Breast cancer sessions under 'time pressure'

Dick Bunton
Dick Bunton
Multidisciplinary meetings (MDM) of clinicians discussing breast cancer cases in Dunedin were "under considerable time pressure", and dealt with too many cases per session, a report into an unnecessary mastectomy says.

On Friday afternoon, the Southern District Health Board said the MDM sessions had been split in two to allow clinicians more time, although it could not say when this occurred.

The issue was described as still under review in the board's 2011-12 "serious and sentinel" events report last week.

The draft and final reports into the mastectomy mistake have been released to the Otago Daily Times.

They include recommendations from Southern Community Laboratories (SCL).

A patient had an unnecessary mastectomy in March after her specimen was swapped with another patient's specimen. She was incorrectly diagnosed with invasive pleomorphic lobular carcinoma, the realisation of which about a week after the surgery led to immediate changes in how SCL handled specimens.

Patient services executive director Lexie O'Shea said through a spokesman on Friday that tumour and screening cases had been split into separate sessions.
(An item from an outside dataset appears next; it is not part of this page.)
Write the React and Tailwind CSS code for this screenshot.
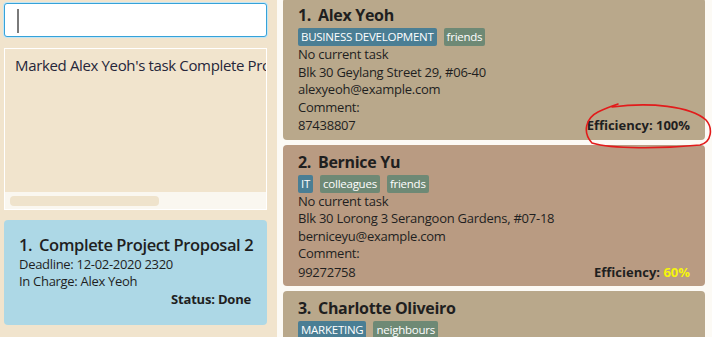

The spokesman did not know when this happened.

The woman's MRI results following the false positive biopsy were clear, after which the MDM still approved a mastectomy.

Offering a mastectomy and sentinel lymph node biopsy was the "safest course" in the circumstances, the report said.

Patient services medical director Dick Bunton told the ODT MRI was not as indicative as the mammogram that first raised concern.

The MRI result was "irrelevant", Mr Bunton said.

SCL's concerns about MDMs did not relate to that decision, he said.

In the June 12 draft and the final report, SCL expressed concern about the meetings.

"MDMs are often under considerable time pressure and usually run for 90 minutes and occasionally even up to 120 minutes.

"Consideration should be given to streamlining these meetings because, due [to] the number of cases, they can be too long.

"It is noted that the pathology findings are usually only a minor component of the time taken up, but where there is discrepancy the pressure of getting through the meeting must not compromise the completeness of the MDM discussion."

While some of this section was removed in the final report, one of the final recommendations is ensuring clinicians have enough time for each case, which the board said it had achieved.

Another of the lab's suggestions was completely removed from the final version.

The lab said fine needle aspiration cytology (FNAC) had "essentially ceased locally" as a diagnostic tool for breast cancer.

Using FNAC gave results equivalent to core biopsy at less cost, and less patient discomfort, the lab said.

In response, Mr Bunton said this was taken out because such thinking did not agree with the national position on FNAC. The statement was a "laboratory-centred view" on diagnostic procedures and did not reflect the views of clinicians.

The Dunedin case, and four others nationally, sparked a Ministry of Health national inquiry this year.

The inquiry identified MDMs as a key opportunity to pick up inconsistencies in test results, challenge assumptions and question diagnoses.

The ministry published new guidelines for MDMs shortly after the breast panel reported back in September.